Итак, наличие описаний в поэзии заставляет нас заключить, что всё же здесь целью в известных случаях или у известных писателей являются зримые образы. Но ясно, что эти зримые образы являются в весьма слабой степени тем, что дают прямые восприятия, и что они являются только путём к приведению в движение души, к поэтическому переживанию, которое нисколько не останавливается на самых простых образных элементах. Именно писатели, владеющие в совершенстве искусством описания, понимают лучше всего бессилие слова передать полноту и ясность видимого, природу. Иван Вазов, редкий мастер в обрисовке пейзажа, однажды сделал такое признание по поводу своих впечатлений от горного мира Рилы:

«Чувствуешь, как трудно, даже невозможно, выразить словами красоты подобной местности, неуловимые тона её красок, непередаваемые очертания её форм, аромат, исходящий от всего этого ландшафта, и величие его жизни. Самые действенные средства поэзии бессильны правдиво воссоздать сложный горный пейзаж, даже в чутком ко всему прекрасному, восприимчивом уме. Тут нужна волшебная кисть живописца, а ещё лучше видеть всё это собственными глазами»[1383].

Поэт не живописец, он не может конкурировать с художником красок. Ему позволено, и у него есть возможность догонять его только другим и более сокращённым способом воздействия с помощью описаний, картин. Каждый подробный рисунок словами, всякая постановка трудных задач для воображения устраняет иллюзию и губит благоприятное настроение. Речь идёт здесь о подборе, удовлетворяющем внутреннее зрение. Поэт должен открыть те черты, через которые легче всего может быть воссоздан предмет; должен отметить те подробности, в которых больше всего говорит душа этих предметов и которые как молния озаряют всю широкую и пёструю панораму. Именно из этого следует, что и читатель должен быть способным придать надлежащий смысл единичным указаниям и быстро перейти к целому, которое воссоздаётся.

Если нет этого внутреннего перехода и связывания, если воображение остановится на той или иной черте, бессильное расширить её до символа чего-то невыразимого, прощай, искусство и поэтическое переживание! И чтобы не оказаться в таком положении — если, разумеется, вина не в неподвижной мысли читателя, — поэт должен обнаружить самые характерные или, вернее, самые выразительные представления. Таких в одном образе немного.

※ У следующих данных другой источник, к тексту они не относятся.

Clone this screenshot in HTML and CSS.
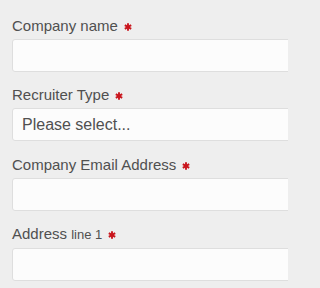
FILE: index.html
```html
<!DOCTYPE html>
<html>
<head>
<meta charset="utf-8">
<link rel="stylesheet" href="styles.css">
</head>
<body>
<div class="frame">
<form class="form">
  <div class="group">
    <label class="label">Company name <svg class="req" viewBox="0 0 8 8"><g stroke="#c9161d" stroke-width="1.9"><line x1="4" y1="0.3" x2="4" y2="7.7"/><line x1="0.8" y1="2.15" x2="7.2" y2="5.85"/><line x1="0.8" y1="5.85" x2="7.2" y2="2.15"/></g></svg></label>
    <div class="input"></div>
  </div>
  <div class="group">
    <label class="label">Recruiter Type <svg class="req" viewBox="0 0 8 8"><g stroke="#c9161d" stroke-width="1.9"><line x1="4" y1="0.3" x2="4" y2="7.7"/><line x1="0.8" y1="2.15" x2="7.2" y2="5.85"/><line x1="0.8" y1="5.85" x2="7.2" y2="2.15"/></g></svg></label>
    <div class="input select">Please select...</div>
  </div>
  <div class="group">
    <label class="label">Company Email Address <svg class="req" viewBox="0 0 8 8"><g stroke="#c9161d" stroke-width="1.9"><line x1="4" y1="0.3" x2="4" y2="7.7"/><line x1="0.8" y1="2.15" x2="7.2" y2="5.85"/><line x1="0.8" y1="5.85" x2="7.2" y2="2.15"/></g></svg></label>
    <div class="input"></div>
  </div>
  <div class="group">
    <label class="label">Address <span class="small">line 1</span> <svg class="req" viewBox="0 0 8 8"><g stroke="#c9161d" stroke-width="1.9"><line x1="4" y1="0.3" x2="4" y2="7.7"/><line x1="0.8" y1="2.15" x2="7.2" y2="5.85"/><line x1="0.8" y1="5.85" x2="7.2" y2="2.15"/></g></svg></label>
    <div class="input"></div>
  </div>
</form>
</div>
</body>
</html>
```
FILE: styles.css
```css
html, body {
  margin: 0;
  padding: 0;
  background: #eeeeee;
  overflow: hidden;
}
body {
  font-family: "Liberation Sans", Arial, sans-serif;
  color: #505050;
}
.frame {
  width: 288px;
  height: 288px;
  overflow: hidden;
}
.form {
  padding: 16px 0 0 12px;
  width: 320px;
}
.group {
  margin-bottom: 13.3px;
}
.label {
  display: block;
  font-size: 15px;
  line-height: 20px;
  margin-bottom: 3px;
  color: #505050;
  white-space: nowrap;
}
.small {
  font-size: 13px;
}
.req {
  width: 8px;
  height: 8px;
  margin-left: 2px;
  vertical-align: 0px;
}
.input {
  box-sizing: border-box;
  width: 300px;
  height: 33px;
  background: #fcfcfc;
  border: 1px solid #dedede;
  border-radius: 3px;
  font-size: 16px;
  line-height: 31px;
  padding-left: 9px;
  color: #505050;
}
```
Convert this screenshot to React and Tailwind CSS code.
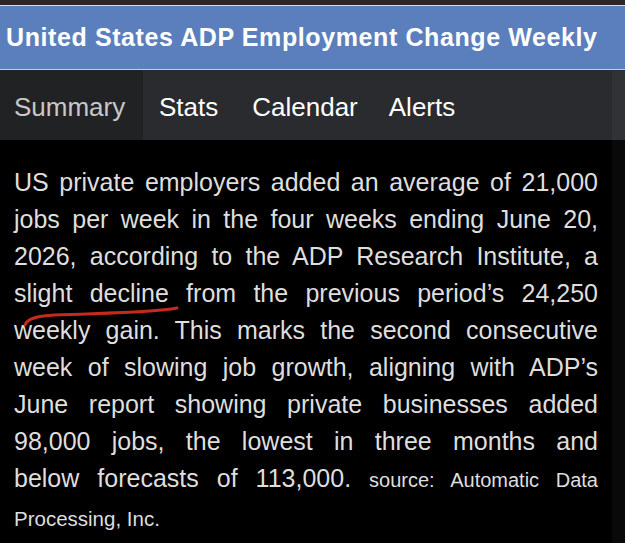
export default function App() {
  const lines = [
    "US private employers added an average of 21,000",
    "jobs per week in the four weeks ending June 20,",
    "2026, according to the ADP Research Institute, a",
    "slight decline from the previous period’s 24,250",
    "weekly gain. This marks the second consecutive",
    "week of slowing job growth, aligning with ADP’s",
    "June report showing private businesses added",
    "98,000 jobs, the lowest in three months and",
  ];
  return (
    <div
      className="relative w-[625px] h-[543px] overflow-hidden bg-black"
      style={{ fontFamily: '"Liberation Sans", Arial, sans-serif' }}
    >
      <div className="h-[5px] bg-[#2b2727]" />
      <div className="h-px bg-[#dcdcdc]" />
      <div className="h-[63px] bg-[#5b7fbd] flex items-center pl-[6px] pt-px text-white font-bold text-[25px] tracking-[0.6px]">
        United States ADP Employment Change Weekly
      </div>
      <div className="h-px bg-[#c9d0da]" />
      <div className="h-[70px] bg-[#2a2b2e] flex text-[26px] text-white">
        <div className="w-[143px] bg-[#212224] flex items-center pl-[14px] pt-[5px] text-[#c8c8c8]">Summary</div>
        <div className="flex items-center pl-[16px] pt-[5px]">Stats</div>
        <div className="flex items-center pl-[34px] pt-[5px]">Calendar</div>
        <div className="flex items-center pl-[31px] pt-[5px]">Alerts</div>
      </div>
      <div className="pl-[14px] pr-[27px] pt-[24px] text-[25px] leading-[37px] text-[#dedede]">
        {lines.map((l) => (
          <div key={l} className="text-justify [text-align-last:justify] whitespace-nowrap">
            {l}
          </div>
        ))}
        <div className="text-justify [text-align-last:justify] whitespace-nowrap">
          below forecasts of 113,000. <span className="text-[20px]">source: Automatic Data</span>
        </div>
        <div className="text-[20.5px] leading-[40px]">Processing, Inc.</div>
      </div>
      <svg className="absolute left-0 top-0" width="625" height="543" viewBox="0 0 625 543">
        <path
          d="M25 325 C27 319 35 316 55 315 C100 313 150 313 177 308"
          fill="none"
          stroke="#c62a1f"
          strokeWidth="3"
          strokeLinecap="round"
        />
      </svg>
      <div className="absolute right-0 top-[71px] bottom-0 w-[13px] bg-white/[0.035]" />
    </div>
  );
}
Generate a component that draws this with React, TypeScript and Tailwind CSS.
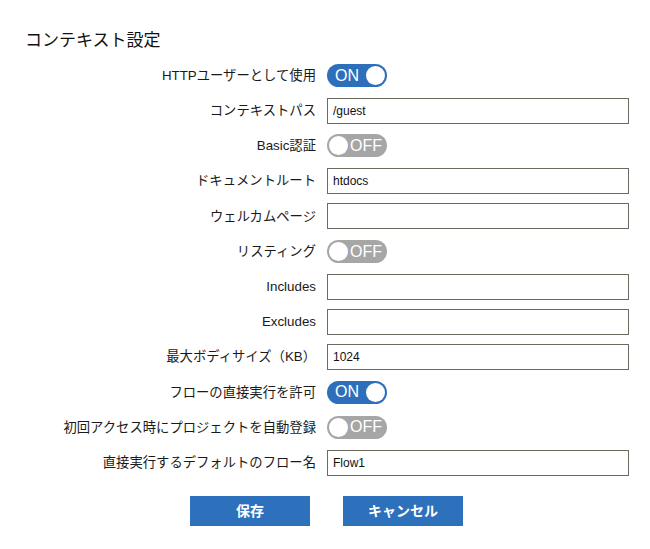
import { useState } from "react";

type Row =
  | { label: string; kind: "toggle"; on: boolean }
  | { label: string; kind: "input"; value: string };

const rows: Row[] = [
  { label: "HTTPユーザーとして使用", kind: "toggle", on: true },
  { label: "コンテキストパス", kind: "input", value: "/guest" },
  { label: "Basic認証", kind: "toggle", on: false },
  { label: "ドキュメントルート", kind: "input", value: "htdocs" },
  { label: "ウェルカムページ", kind: "input", value: "" },
  { label: "リスティング", kind: "toggle", on: false },
  { label: "Includes", kind: "input", value: "" },
  { label: "Excludes", kind: "input", value: "" },
  { label: "最大ボディサイズ（KB）", kind: "input", value: "1024" },
  { label: "フローの直接実行を許可", kind: "toggle", on: true },
  { label: "初回アクセス時にプロジェクトを自動登録", kind: "toggle", on: false },
  { label: "直接実行するデフォルトのフロー名", kind: "input", value: "Flow1" },
];

function Toggle({ initial }: { initial: boolean }) {
  const [on, setOn] = useState(initial);
  return (
    <button
      type="button"
      onClick={() => setOn((v) => !v)}
      className={`relative w-[60px] h-[23px] rounded-full flex items-center ${on ? "bg-[#2d6fbb]" : "bg-[#a6a6a6]"}`}
    >
      <span
        className={`absolute top-[2px] w-[19px] h-[19px] rounded-full bg-white ${on ? "right-[2px]" : "left-[2px]"}`}
      />
      <span
        className={`absolute text-white text-[16px] leading-none font-['Liberation_Sans',sans-serif] ${on ? "left-[8px]" : "left-[23px]"}`}
      >
        {on ? "ON" : "OFF"}
      </span>
    </button>
  );
}

export default function App() {
  const [values, setValues] = useState<Record<number, string>>(() => {
    const v: Record<number, string> = {};
    rows.forEach((r, i) => {
      if (r.kind === "input") v[i] = r.value;
    });
    return v;
  });

  return (
    <div className="w-[650px] h-[549px] bg-white text-[#111] font-['Liberation_Sans','Noto_Sans_CJK_JP',sans-serif]">
      <h1 className="pl-[25px] pt-[29px] text-[17px] leading-[24px] text-[#111]">
        コンテキスト設定
      </h1>

      <div className="mt-[5px]">
        {rows.map((r, i) => (
          <div key={i} className="h-[35.2px] flex items-center">
            <label className="w-[316px] text-right text-[13.33px] leading-none text-[#1a1a1a]">
              {r.label}
            </label>
            <div className="ml-[11px] flex items-center">
              {r.kind === "toggle" ? (
                <Toggle initial={r.on} />
              ) : (
                <input
                  value={values[i]}
                  onChange={(e) => setValues((v) => ({ ...v, [i]: e.target.value }))}
                  className="w-[302px] h-[26px] border border-[#6b6b62] px-[5px] text-[12px] text-[#111] outline-none"
                />
              )}
            </div>
          </div>
        ))}
      </div>

      <div className="mt-[16px] flex justify-center gap-[33px] pl-[3px]">
        <button className="w-[120px] h-[30px] bg-[#2d70bc] text-white font-bold text-[14px]">
          保存
        </button>
        <button className="w-[120px] h-[30px] bg-[#2d70bc] text-white font-bold text-[14px]">
          キャンセル
        </button>
      </div>
    </div>
  );
}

И они открываются не через рефлексию, а через интуицию; только живой взгляд и внимание тут же останавливаются на том, что более всего бросается в глаза, или, не бросаясь в глаза, наиболее верно высказывает.

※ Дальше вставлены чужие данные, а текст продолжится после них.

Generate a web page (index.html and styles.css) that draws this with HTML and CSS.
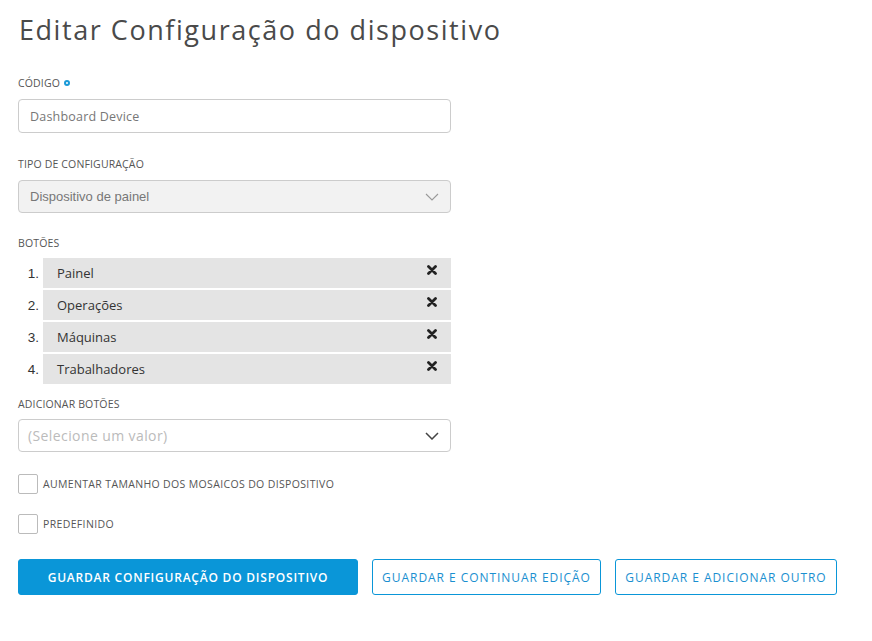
FILE: index.html
```html
<!DOCTYPE html>
<html lang="pt">
<head>
<meta charset="utf-8">
<title>Editar Configuração do dispositivo</title>
<link rel="stylesheet" href="styles.css">
</head>
<body>
<div class="page">
  <h1 class="title">Editar Configuração do dispositivo</h1>

  <div class="field">
    <label class="label">Código <span class="req"></span></label>
    <div class="input"><span class="placeholder">Dashboard Device</span></div>
  </div>

  <div class="field">
    <label class="label">Tipo de configuração</label>
    <div class="select disabled">
      <span class="select-text">Dispositivo de painel</span>
      <svg class="chev" width="14" height="8" viewBox="0 0 14 8"><path d="M1 1l6 6 6-6" fill="none" stroke="#999" stroke-width="1.1"/></svg>
    </div>
  </div>

  <div class="field list-field">
    <label class="label">Botões</label>
    <ol class="list">
      <li class="item"><span class="num">1.</span><span class="item-box"><span>Painel</span><svg class="x" width="10" height="10" viewBox="0 0 10 10"><path d="M1.5 1.5l7 7M8.5 1.5l-7 7" stroke="#222" stroke-width="2.8" stroke-linecap="round"/></svg></span></li>
      <li class="item"><span class="num">2.</span><span class="item-box"><span>Operações</span><svg class="x" width="10" height="10" viewBox="0 0 10 10"><path d="M1.5 1.5l7 7M8.5 1.5l-7 7" stroke="#222" stroke-width="2.8" stroke-linecap="round"/></svg></span></li>
      <li class="item"><span class="num">3.</span><span class="item-box"><span>Máquinas</span><svg class="x" width="10" height="10" viewBox="0 0 10 10"><path d="M1.5 1.5l7 7M8.5 1.5l-7 7" stroke="#222" stroke-width="2.8" stroke-linecap="round"/></svg></span></li>
      <li class="item"><span class="num">4.</span><span class="item-box"><span>Trabalhadores</span><svg class="x" width="10" height="10" viewBox="0 0 10 10"><path d="M1.5 1.5l7 7M8.5 1.5l-7 7" stroke="#222" stroke-width="2.8" stroke-linecap="round"/></svg></span></li>
    </ol>
  </div>

  <div class="field tight">
    <label class="label">Adicionar botões</label>
    <div class="select">
      <span class="select-ph">(Selecione um valor)</span>
      <svg class="chev" width="14" height="8" viewBox="0 0 14 8"><path d="M1 1l6 6 6-6" fill="none" stroke="#444" stroke-width="1.5"/></svg>
    </div>
  </div>

  <label class="check"><span class="box"></span><span class="check-label">Aumentar tamanho dos mosaicos do dispositivo</span></label>
  <label class="check"><span class="box"></span><span class="check-label">Predefinido</span></label>

  <div class="actions">
    <button class="btn primary">Guardar configuração do dispositivo</button>
    <button class="btn outline w1">Guardar e continuar edição</button>
    <button class="btn outline w2">Guardar e adicionar outro</button>
  </div>
</div>
</body>
</html>
```

FILE: styles.css
```css
* { box-sizing: border-box; }
html, body { margin: 0; padding: 0; background: #fff; }
body { font-family: "Open Sans", "Noto Sans", sans-serif; color: #444; }

.page { padding: 11px 18px; width: 872px; }

.title {
  margin: 0 0 0 1px;
  font-weight: 400;
  font-size: 27px;
  line-height: 38px;
  letter-spacing: 1.55px;
  color: #4a4a4a;
}

.field { margin-top: 27px; }
.field + .field { margin-top: 24px; }
.field.list-field { margin-top: 23px; }
.field.tight { margin-top: 13px; }

.label {
  display: flex;
  align-items: center;
  gap: 4px;
  font-size: 10.5px;
  line-height: 14px;
  text-transform: uppercase;
  color: #555;
  margin-bottom: 9px;
  letter-spacing: 0.15px;
}
.list-field .label { margin-bottom: 8px; }
.tight .label { margin-bottom: 8px; }
.req {
  width: 6px; height: 6px;
  border: 2px solid #1a9ad8;
  border-radius: 50%;
  display: inline-block;
}

.input, .select {
  width: 433px;
  height: 34px;
  border: 1px solid #ccc;
  border-radius: 4px;
  display: flex;
  align-items: center;
  padding: 0 11px;
  background: #fff;
}
.select { height: 33px; }
.placeholder { font-size: 12.5px; color: #777; letter-spacing: 0.2px; }

.select { justify-content: space-between; padding-right: 11px; }
.select.disabled { background: #f2f2f2; }
.select-text { font-family: "Liberation Sans", Arial, sans-serif; font-size: 13px; color: #777; }
.select-ph { font-size: 14px; color: #bbb; letter-spacing: 0.4px; margin-left: -2px; }

.list { list-style: none; margin: 0; padding: 0; display: flex; flex-direction: column; gap: 2px; }
.item { display: flex; align-items: center; height: 30px; }
.num {
  width: 25px;
  padding-right: 4px;
  text-align: right;
  font-family: "Liberation Sans", Arial, sans-serif;
  font-size: 13.5px;
  color: #333;
}
.item-box {
  flex: 0 0 408px;
  height: 30px;
  background: #e4e4e4;
  display: flex;
  align-items: center;
  justify-content: space-between;
  padding: 0 14px 0 14px;
  font-size: 13px;
  color: #333;
}
.x { margin-top: -6px; }

.check { display: flex; align-items: center; gap: 5px; margin-top: 22px; }
.check + .check { margin-top: 20px; }
.box { width: 20px; height: 20px; border: 1px solid #bbb; border-radius: 2px; background: #fff; }
.check-label { font-size: 10.5px; text-transform: uppercase; color: #555; letter-spacing: 0.35px; }

.actions { display: flex; gap: 14px; margin-top: 25px; }
.btn {
  height: 36px;
  border-radius: 3px;
  font-family: "Open Sans", "Noto Sans", sans-serif;
  font-size: 12px;
  text-transform: uppercase;
  cursor: pointer;
  padding: 0;
}
.btn.primary {
  width: 340px;
  background: #0a96d8;
  border: 1px solid #0a96d8;
  color: #fff;
  font-weight: 600;
  letter-spacing: 0.78px;
}
.btn.outline {
  background: #fff;
  border: 1px solid #0a96d8;
  color: #1a8fd0;
  letter-spacing: 0.95px;
}
.btn.w1 { width: 229px; }
.btn.w2 { width: 222px; }
```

Толстой, который вообще не любил стихи из-за всего искусственного в форме, восхищался описанием наступающей ночи у Фета и цитировал следующее место из одного его стихотворения:

Летний вечер тих и ясен:

Посмотри, как дремлят ивы.

Запад неба бледно-красен,

И реки блестят извивы.

От вершин скользя к вершинам,

Ветр ползёт лесною высью.

Слышишь ржанье по долинам?

То табун несётся рысью.

Толстой замечает: «Это превосходно, здесь каждый стих — картина»[1384]. Точно так же и Тургенев видит особенность творчества и таланта в умении улавливать только выразительные, немногочисленные черты действительности. «Кто передаёт все детали, тот пропал» [1385]. На том же основании Руссо и Гёте придерживаются в своих поэтических описаниях наибольшей простоты: они отбирают существенные черты картины, типичное и лёгкое для воспроизведения воображением читателя[1386], причем, само собой разумеется, как замечает Шопенгауэр, что более обстоятельная наглядность и более тонкие черты являются воображению каждого так, как это сообразно с его индивидуальностью, с его сферой знаний и настроений. Разве многое сказано об итальянском ландшафте у Гёте в песне Миньоны словами:

Где негой Юга дышит небосклон,

Где дремлет мирт, где лавр заворожен,

И нежный ветер под синевой летит,

Там тихо мирт и гордо лавр стоит[1387].

И всё же нам нет нужды знать больше, если, согласно самонаблюдению философа, «из этих немногих понятий открывается взору вся нега южного климата». И для лирического описания существенным является то, что тот же философ-эстетик считает правилом в романе: «Искусство состоит в том, чтобы по возможности наименьшей картиной внешней жизни привести в движение наиболее сильно внутреннюю, потому что внутренняя является собственно предметом нашего интереса» [1388]. И если Геббель придерживается того мнения, что «стихотворение должно нести с собой всю свою атмосферу» [1389], то, несомненно, это значит, что надо вызвать при помощи немногих элементов (и при содействии внешней формы) всё то душевное эхо, все те ценные ассоциации и настроения, которые группируются естественно вокруг одной или нескольких черт. Содействовать появлению таких связей в сознании, этим психическим волнам и рефлексиям, — главная цель всякого описания, всякого образа в поэзии.